I’d be a wealthy man if I had a pound for everyone I’ve photographed who started the session by saying, “I hate having my photograph taken”, or “the camera doesn’t love me” or just, “I’m not photogenic”.
As a commercial photographer in Newbury, West Berkshire, the majority of my business clients come from the ‘baby boomer’ generation. How they see having a photograph taken is dramatically different from that of our social media ‘savvy’ children, who snap everything and everybody with mobile devices, point and click cameras and video cams.
The acceptance of being photographed, by these young people, probably stems from the totally different mindset about confidentiality and privacy created by social media, with many of them sharing images and detail far beyond the comfort zone of their parents.
Many of my clients come from the coaching and personal development professions where a “glass half full” attitude is actively encouraged, yet they are frequently incredibly negative about the prospect of being photographed and how good they look in pictures.
In an attempt to reassure them I tell them to look in any newspaper or magazine where the journalist wants to put a negative spin on a personality, even the most glamorous and photogenic celebrities can be caught in an unflattering pose, and don’t forget the hundreds of out-take pictures that never see the light of day after a photo session.
I also tell them that to achieve a good comfortably relaxed image, the photographer needs to establish rapport with the subject, and this can’t be done in an instant. One of the biggest factors in getting a good portrait is to put them at ease and the simplest way to do that is by talking to them, so they engage with the person, not the camera.
Any photographer who relies on snapping people as a means to make a living must accept the challenge issued by these reluctant subjects and soothe their concerns with reassurance and quite often, empathy – I know a lot of photographers who hate being on the other side of the camera.
Why do we have this inherent fear of being photographed?

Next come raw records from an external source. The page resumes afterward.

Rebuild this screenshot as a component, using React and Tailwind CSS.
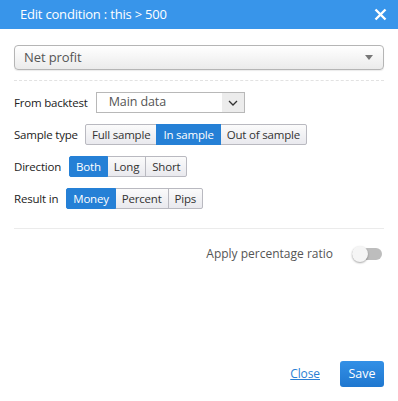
import { useState } from "react";

function ButtonGroup({ options, value, onChange }) {
  return (
    <div className="flex h-[21px]">
      {options.map((opt, i) => (
        <button
          key={opt}
          onClick={() => onChange(opt)}
          className={`px-[6px] text-[11.5px] tracking-[-0.2px] leading-none border ${
            i > 0 ? "-ml-px" : ""
          } ${i === 0 ? "rounded-l-[2px]" : ""} ${
            i === options.length - 1 ? "rounded-r-[2px]" : ""
          } ${
            value === opt
              ? "bg-[#2580d6] border-[#2580d6] text-white relative z-10"
              : "bg-gradient-to-b from-[#fbfbfb] to-[#e9e9ee] border-[#b9b9c0] text-[#333]"
          }`}
        >
          {opt}
        </button>
      ))}
    </div>
  );
}

export default function App() {
  const [sample, setSample] = useState("In sample");
  const [direction, setDirection] = useState("Both");
  const [result, setResult] = useState("Money");
  const [ratio, setRatio] = useState(false);

  return (
    <div
      className="w-[398px] h-[401px] bg-white flex flex-col"
      style={{ fontFamily: '"Open Sans", "Noto Sans", sans-serif' }}
    >
      {/* Header */}
      <div className="h-[29px] bg-[#3895ea] flex items-center justify-between pl-[20px] pr-[11px] shrink-0">
        <span className="text-white text-[13px] tracking-[-0.2px]">Edit condition : this &gt; 500</span>
        <svg width="13" height="13" viewBox="0 0 13 13">
          <path d="M1.5 1.5 L11.5 11.5 M11.5 1.5 L1.5 11.5" stroke="white" strokeWidth="2.4" />
        </svg>
      </div>

      <div className="px-[14px] flex flex-col flex-1">
        {/* Metric select */}
        <div className="mt-[16px] h-[25px] rounded-[4px] border border-[#b5b5b5] bg-gradient-to-b from-white to-[#ebebeb] shadow-[0_1px_1px_rgba(0,0,0,0.08)] flex items-center justify-between pl-[9px] pr-[10px]">
          <span className="text-[13px] tracking-[-0.1px] text-[#555]">Net profit</span>
          <svg width="8" height="5" viewBox="0 0 8 5">
            <path d="M0 0 H8 L4 5 Z" fill="#777" />
          </svg>
        </div>

        <div className="mt-[10px] border-t border-dashed border-[#e2e2e2]" />

        {/* Form rows */}
        <div className="mt-[11px] flex flex-col gap-[11px] text-[11.5px] tracking-[-0.2px] text-[#222]">
          <div className="flex items-center gap-[8px] h-[21px]">
            <span>From backtest</span>
            <div className="w-[149px] h-[21px] border border-[#b8b8b8] flex items-center">
              <span className="flex-1 pl-[12px] text-[12.5px] tracking-[-0.1px] text-[#555]">Main data</span>
              <div className="w-[22px] h-full bg-[#ececec] flex items-center justify-center">
                <svg width="10" height="6" viewBox="0 0 10 6">
                  <path d="M1 1 L5 5 L9 1" stroke="#333" strokeWidth="1.3" fill="none" />
                </svg>
              </div>
            </div>
          </div>

          <div className="flex items-center gap-[7px] h-[21px]">
            <span>Sample type</span>
            <ButtonGroup
              options={["Full sample", "In sample", "Out of sample"]}
              value={sample}
              onChange={setSample}
            />
          </div>

          <div className="flex items-center gap-[8px] h-[21px]">
            <span>Direction</span>
            <ButtonGroup options={["Both", "Long", "Short"]} value={direction} onChange={setDirection} />
          </div>

          <div className="flex items-center gap-[8px] h-[21px]">
            <span>Result in</span>
            <ButtonGroup options={["Money", "Percent", "Pips"]} value={result} onChange={setResult} />
          </div>
        </div>

        <div className="mt-[19px] border-t border-[#ebebeb]" />

        {/* Ratio toggle */}
        <div className="mt-[16px] flex items-center justify-end gap-[19px] pr-[2px]">
          <span className="text-[12px] text-[#555]">Apply percentage ratio</span>
          <button
            onClick={() => setRatio(!ratio)}
            className={`relative w-[30px] h-[12px] rounded-full ${ratio ? "bg-[#8ec2f2]" : "bg-[#bdbdbd]"}`}
          >
            <span
              className={`absolute top-[-2px] w-[16px] h-[16px] rounded-full shadow-[0_1px_2px_rgba(0,0,0,0.35)] ${
                ratio ? "left-[14px] bg-[#2580d6]" : "left-0 bg-[#f5f5f5]"
              }`}
            />
          </button>
        </div>

        {/* Footer */}
        <div className="mt-auto mb-[14px] flex items-center justify-end gap-[20px]">
          <button className="text-[12px] tracking-[-0.1px] text-[#2a7fd4] underline">Close</button>
          <button className="w-[44px] h-[26px] rounded-[3px] bg-gradient-to-b from-[#3390e6] to-[#1f77cf] text-white text-[12.5px]">
            Save
          </button>
        </div>
      </div>
    </div>
  );
}
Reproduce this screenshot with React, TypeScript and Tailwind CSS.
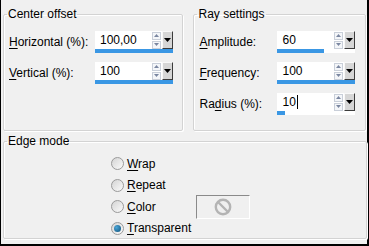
import { FC, ReactNode } from 'react'

type TLabelProps = {
  text: string
  at: number
}

// text with one underlined access-key letter
const Mnemonic: FC<TLabelProps> = ({ text, at }) => (
  <span>
    {text.slice(0, at)}
    <span className="underline underline-offset-2">{text[at]}</span>
    {text.slice(at + 1)}
  </span>
)

type TSpinProps = {
  value: string
  fill: number
  caret?: boolean
}

const SpinInput: FC<TSpinProps> = ({ value, fill, caret = false }) => (
  <div className="flex w-[78px] flex-col">
    <div className="flex h-[18px]">
      <div className="flex flex-1 items-center bg-white pl-[5px] text-[12px] text-black">
        {value}
        {caret && <span className="ml-px h-[14px] w-px bg-black" />}
      </div>
      <div className="flex w-[10px] flex-col justify-center gap-px bg-white pr-px">
        <div className="flex h-[8px] items-center justify-center border border-[#c9cfd9] bg-[#f4f6f9]">
          <svg width="5" height="3" viewBox="0 0 5 3">
            <path d="M0 3 L2.5 0 L5 3 Z" fill="#7a86a0" />
          </svg>
        </div>
        <div className="flex h-[8px] items-center justify-center border border-[#c9cfd9] bg-[#f4f6f9]">
          <svg width="5" height="3" viewBox="0 0 5 3">
            <path d="M0 0 L2.5 3 L5 0 Z" fill="#7a86a0" />
          </svg>
        </div>
      </div>
      <div className="flex w-[11px] items-center justify-center border-t border-l border-[#f8f8f8] border-r-[#3c3c3c] border-b-[#3c3c3c] border-r border-b bg-[#d6d6d6]">
        <svg width="7" height="4" viewBox="0 0 7 4">
          <path d="M0 0 L3.5 4 L7 0 Z" fill="#000" />
        </svg>
      </div>
    </div>
    <div className="h-[4px] bg-white">
      <div className="h-full bg-[#3a97e4]" style={{ width: `${fill * 100}%` }} />
    </div>
  </div>
)

type TRowProps = {
  label: ReactNode
  labelWidth: string
  children: ReactNode
}

const FieldRow: FC<TRowProps> = ({ label, labelWidth, children }) => (
  <div className="flex h-[22px] items-center">
    <div className={`${labelWidth} text-[12px] text-black`}>{label}</div>
    {children}
  </div>
)

type TGroupProps = {
  title: string
  className?: string
  children: ReactNode
}

const Group: FC<TGroupProps> = ({ title, className = '', children }) => (
  <fieldset
    className={`m-0 rounded-[2px] border border-[#d3d3d3] p-0 shadow-[inset_1px_1px_0_#ffffff,1px_1px_0_#ffffff] ${className}`}
  >
    <legend className="ml-[3px] px-[1px] text-[12px] leading-[14px] text-black">
      {title}
    </legend>
    {children}
  </fieldset>
)

const Radio: FC<{ checked?: boolean; label: string; at: number; children?: ReactNode }> = ({
  checked = false,
  label,
  at,
  children,
}) => (
  <div className="flex h-[21.5px] items-center">
    <span className="flex h-[13px] w-[13px] items-center justify-center rounded-full border border-[#9a9a9a] bg-gradient-to-br from-[#d4d4d4] to-[#fbfbfb]">
      {checked && (
        <span className="h-[7px] w-[7px] rounded-full bg-[radial-gradient(circle_at_35%_35%,#4aa6d8,#0e4f78)]" />
      )}
    </span>
    <span className="ml-[3px] w-[69px] text-[12px] text-black">
      <Mnemonic text={label} at={at} />
    </span>
    {children}
  </div>
)

const App: FC = () => {
  return (
    <div className="flex h-[246px] w-[369px] flex-col border-l border-r-2 border-b-2 border-black bg-[#f0f0f0] pt-[7px] pl-[2px] pr-[1px] font-['Liberation_Sans',Arial,sans-serif]">
      <div className="flex gap-[10px]">
        <Group title="Center offset" className="h-[124px] w-[181px]">
          <div className="flex flex-col gap-[9px] pt-[10px] pl-[5px]">
            <FieldRow label={<Mnemonic text="Horizontal (%):" at={0} />} labelWidth="w-[86px]">
              <SpinInput value="100,00" fill={1} />
            </FieldRow>
            <FieldRow label={<Mnemonic text="Vertical (%):" at={0} />} labelWidth="w-[86px]">
              <SpinInput value="100" fill={1} />
            </FieldRow>
          </div>
        </Group>
        <Group title="Ray settings" className="h-[124px] w-[173px]">
          <div className="flex flex-col gap-[9px] pt-[10px] pl-[5px]">
            <FieldRow label={<Mnemonic text="Amplitude:" at={0} />} labelWidth="w-[78px]">
              <SpinInput value="60" fill={0.6} />
            </FieldRow>
            <FieldRow label={<Mnemonic text="Frequency:" at={0} />} labelWidth="w-[78px]">
              <SpinInput value="100" fill={1} />
            </FieldRow>
            <FieldRow label={<Mnemonic text="Radius (%):" at={2} />} labelWidth="w-[78px]">
              <SpinInput value="10" fill={0.1} caret />
            </FieldRow>
          </div>
        </Group>
      </div>
      <Group title="Edge mode" className="mt-[3px] h-[105px] w-[364px]">
        <div className="flex flex-col pt-[5px] pl-[107px]">
          <Radio label="Wrap" at={0} />
          <Radio label="Repeat" at={0} />
          <Radio label="Color" at={0}>
            <div className="flex h-[24px] w-[54px] items-center justify-center border-t border-l border-[#8a8a8a] border-r-white border-b-white border-r border-b bg-[#f0f0f0]">
              <svg width="18" height="18" viewBox="0 0 18 18">
                <circle cx="9" cy="9" r="7.2" fill="none" stroke="#b4b4b4" strokeWidth="2.4" />
                <path d="M4 4 L14 14" stroke="#b4b4b4" strokeWidth="2.4" />
              </svg>
            </div>
          </Radio>
          <Radio label="Transparent" at={0} checked />
        </div>
      </Group>
    </div>
  )
}

export default App
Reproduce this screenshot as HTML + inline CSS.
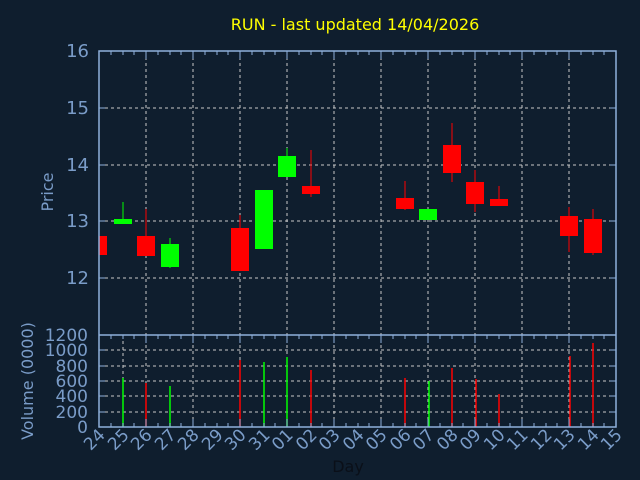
<!DOCTYPE html>
<html><head><style>
html,body{margin:0;padding:0;background:#0f1e2e;}
svg{display:block;font-family:"DejaVu Sans","Liberation Sans",sans-serif;}
</style></head><body>
<svg width="640" height="480" xmlns="http://www.w3.org/2000/svg">
<rect width="640" height="480" fill="#0f1e2e"/>
<text x="355" y="30" fill="#ffff00" font-size="16" text-anchor="middle">RUN - last updated 14/04/2026</text>
<g stroke="#c8c8c8" stroke-width="1" stroke-dasharray="3,3">
<line x1="99" x2="616" y1="108" y2="108"/><line x1="99" x2="616" y1="165" y2="165"/>
<line x1="99" x2="616" y1="221" y2="221"/><line x1="99" x2="616" y1="278" y2="278"/>
<line x1="99" x2="616" y1="350" y2="350"/><line x1="99" x2="616" y1="366" y2="366"/>
<line x1="99" x2="616" y1="381" y2="381"/><line x1="99" x2="616" y1="396" y2="396"/>
<line x1="99" x2="616" y1="412" y2="412"/>
<line x1="146" x2="146" y1="51" y2="427"/><line x1="193" x2="193" y1="51" y2="427"/>
<line x1="240" x2="240" y1="51" y2="427"/><line x1="287" x2="287" y1="51" y2="427"/>
<line x1="334" x2="334" y1="51" y2="427"/><line x1="381" x2="381" y1="51" y2="427"/>
<line x1="428" x2="428" y1="51" y2="427"/><line x1="475" x2="475" y1="51" y2="427"/>
<line x1="522" x2="522" y1="51" y2="427"/><line x1="569" x2="569" y1="51" y2="427"/>
<line x1="123" x2="123" y1="335" y2="427"/>
</g>
<g>
<rect x="99" y="236" width="8" height="19" fill="#ff0000"/>
<line x1="123" x2="123" y1="202" y2="224" stroke="#00ff00"/><rect x="114" y="219" width="18" height="5" fill="#00ff00"/>
<line x1="146" x2="146" y1="209" y2="256" stroke="#ff0000"/><rect x="137" y="236" width="18" height="20" fill="#ff0000"/>
<line x1="170" x2="170" y1="238" y2="268" stroke="#00ff00"/><rect x="161" y="244" width="18" height="23" fill="#00ff00"/>
<line x1="240" x2="240" y1="215" y2="271" stroke="#ff0000"/><rect x="231" y="228" width="18" height="43" fill="#ff0000"/>
<rect x="255" y="190" width="18" height="59" fill="#00ff00"/>
<line x1="287" x2="287" y1="148" y2="177" stroke="#00ff00"/><rect x="278" y="156" width="18" height="21" fill="#00ff00"/>
<line x1="311" x2="311" y1="150" y2="197" stroke="#ff0000"/><rect x="302" y="186" width="18" height="8" fill="#ff0000"/>
<line x1="405" x2="405" y1="181" y2="210" stroke="#ff0000"/><rect x="396" y="198" width="18" height="11" fill="#ff0000"/>
<rect x="419" y="209" width="18" height="11" fill="#00ff00"/>
<line x1="452" x2="452" y1="123" y2="182" stroke="#ff0000"/><rect x="443" y="145" width="18" height="28" fill="#ff0000"/>
<line x1="475" x2="475" y1="170" y2="212" stroke="#ff0000"/><rect x="466" y="182" width="18" height="22" fill="#ff0000"/>
<line x1="499" x2="499" y1="186" y2="206" stroke="#ff0000"/><rect x="490" y="199" width="18" height="7" fill="#ff0000"/>
<line x1="569" x2="569" y1="207" y2="252" stroke="#ff0000"/><rect x="560" y="216" width="18" height="20" fill="#ff0000"/>
<line x1="593" x2="593" y1="209" y2="255" stroke="#ff0000"/><rect x="584" y="219" width="18" height="34" fill="#ff0000"/>
</g>
<g stroke-width="1.5">
<line x1="123" x2="123" y1="378" y2="427" stroke="#00ff00"/>
<line x1="146" x2="146" y1="383" y2="427" stroke="#ff0000"/>
<line x1="170" x2="170" y1="386" y2="427" stroke="#00ff00"/>
<line x1="240" x2="240" y1="360" y2="427" stroke="#ff0000"/>
<line x1="264" x2="264" y1="362" y2="427" stroke="#00ff00"/>
<line x1="287" x2="287" y1="357" y2="427" stroke="#00ff00"/>
<line x1="311" x2="311" y1="370" y2="427" stroke="#ff0000"/>
<line x1="405" x2="405" y1="378" y2="427" stroke="#ff0000"/>
<line x1="429" x2="429" y1="381" y2="427" stroke="#00ff00"/>
<line x1="452" x2="452" y1="368" y2="427" stroke="#ff0000"/>
<line x1="476" x2="476" y1="379" y2="427" stroke="#ff0000"/>
<line x1="499" x2="499" y1="394" y2="427" stroke="#ff0000"/>
<line x1="570" x2="570" y1="356" y2="427" stroke="#ff0000"/>
<line x1="593" x2="593" y1="343" y2="427" stroke="#ff0000"/>
</g>
<g stroke="#8fb0dc" stroke-width="1.5" fill="none">
<rect x="99" y="51" width="517" height="376"/>
<line x1="99" x2="616" y1="335" y2="335"/>
</g>
<g stroke="#8fb0dc" stroke-width="1">
<path d="M99 108h6M99 165h6M99 221h6M99 278h6M616 108h-6M616 165h-6M616 221h-6M616 278h-6
M99 350h6M99 366h6M99 381h6M99 396h6M99 412h6M616 350h-6M616 366h-6M616 381h-6M616 396h-6M616 412h-6"/>
<path d="M146 51v8M193 51v8M240 51v8M287 51v8M334 51v8M381 51v8M428 51v8M475 51v8M522 51v8M569 51v8
M146 335v8M193 335v8M240 335v8M287 335v8M334 335v8M381 335v8M428 335v8M475 335v8M522 335v8M569 335v8
M146 427v-8M193 427v-8M240 427v-8M287 427v-8M334 427v-8M381 427v-8M428 427v-8M475 427v-8M522 427v-8M569 427v-8"/>
<path d="M111 51v4M123 51v4M134 51v4M158 51v4M170 51v4M181 51v4M205 51v4M217 51v4M228 51v4M252 51v4M264 51v4M275 51v4M299 51v4M311 51v4M322 51v4M346 51v4M358 51v4M369 51v4M393 51v4M405 51v4M416 51v4M440 51v4M452 51v4M463 51v4M487 51v4M499 51v4M510 51v4M534 51v4M546 51v4M557 51v4M581 51v4M593 51v4M604 51v4
M111 335v4M123 335v4M134 335v4M158 335v4M170 335v4M181 335v4M205 335v4M217 335v4M228 335v4M252 335v4M264 335v4M275 335v4M299 335v4M311 335v4M322 335v4M346 335v4M358 335v4M369 335v4M393 335v4M405 335v4M416 335v4M440 335v4M452 335v4M463 335v4M487 335v4M499 335v4M510 335v4M534 335v4M546 335v4M557 335v4M581 335v4M593 335v4M604 335v4
M111 427v-4M123 427v-4M134 427v-4M158 427v-4M170 427v-4M181 427v-4M205 427v-4M217 427v-4M228 427v-4M252 427v-4M264 427v-4M275 427v-4M299 427v-4M311 427v-4M322 427v-4M346 427v-4M358 427v-4M369 427v-4M393 427v-4M405 427v-4M416 427v-4M440 427v-4M452 427v-4M463 427v-4M487 427v-4M499 427v-4M510 427v-4M534 427v-4M546 427v-4M557 427v-4M581 427v-4M593 427v-4M604 427v-4"/>
</g>
<g fill="#7a9cc8" font-size="18" text-anchor="end">
<text x="89" y="57">16</text><text x="89" y="114">15</text><text x="89" y="171">14</text>
<text x="89" y="227">13</text><text x="89" y="284">12</text>
<text x="88" y="341" font-size="17">1200</text><text x="88" y="356" font-size="17">1000</text>
<text x="88" y="372" font-size="17">800</text><text x="88" y="387" font-size="17">600</text>
<text x="88" y="402" font-size="17">400</text><text x="88" y="418" font-size="17">200</text>
<text x="88" y="433" font-size="17">0</text>
</g>
<text transform="translate(53,192) rotate(-90)" fill="#7a9cc8" font-size="16" text-anchor="middle">Price</text>
<text transform="translate(33,381) rotate(-90)" fill="#7a9cc8" font-size="16" text-anchor="middle">Volume (0000)</text>
<text x="348" y="472" fill="#0a0f18" font-size="16" text-anchor="middle">Day</text>
<g fill="#7a9cc8" font-size="17" text-anchor="end">
<text transform="translate(106,436) rotate(-45)">24</text>
<text transform="translate(130,436) rotate(-45)">25</text>
<text transform="translate(153,436) rotate(-45)">26</text>
<text transform="translate(177,436) rotate(-45)">27</text>
<text transform="translate(200,436) rotate(-45)">28</text>
<text transform="translate(224,436) rotate(-45)">29</text>
<text transform="translate(247,436) rotate(-45)">30</text>
<text transform="translate(271,436) rotate(-45)">31</text>
<text transform="translate(294,436) rotate(-45)">01</text>
<text transform="translate(318,436) rotate(-45)">02</text>
<text transform="translate(341,436) rotate(-45)">03</text>
<text transform="translate(365,436) rotate(-45)">04</text>
<text transform="translate(388,436) rotate(-45)">05</text>
<text transform="translate(412,436) rotate(-45)">06</text>
<text transform="translate(435,436) rotate(-45)">07</text>
<text transform="translate(459,436) rotate(-45)">08</text>
<text transform="translate(482,436) rotate(-45)">09</text>
<text transform="translate(506,436) rotate(-45)">10</text>
<text transform="translate(529,436) rotate(-45)">11</text>
<text transform="translate(553,436) rotate(-45)">12</text>
<text transform="translate(576,436) rotate(-45)">13</text>
<text transform="translate(600,436) rotate(-45)">14</text>
<text transform="translate(623,436) rotate(-45)">15</text>
</g>
</svg>
</body></html>
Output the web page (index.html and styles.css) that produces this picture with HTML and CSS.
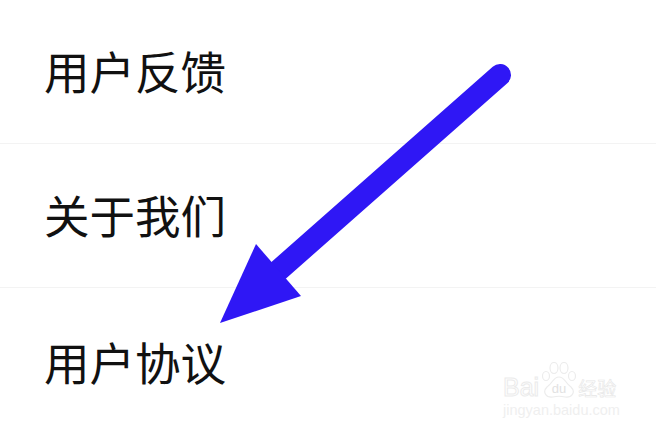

There seems to be no scientific word to describe it – the closest I’ve seen to give it a name is, “photographobia” which would seem to be a reasonable attempt at an identity.
Across the globe there are many religions and cultures that for various reasons will not permit their members being photographed, not for fear, but because of the fundamental belief that their soul will be damaged or stolen.
The genuine, but irrational fear of being photographed is far more significant in this age of email, the internet and the social networking explosion that the digital youth have enthusiastically embraced, especially with the reliance on ‘photo ID’ in so many aspects of our lives.
For those who just ‘dislike’ having their photograph taken, I suggest it’s the same emotional disbelief we feel on hearing our recorded voice played back the first time?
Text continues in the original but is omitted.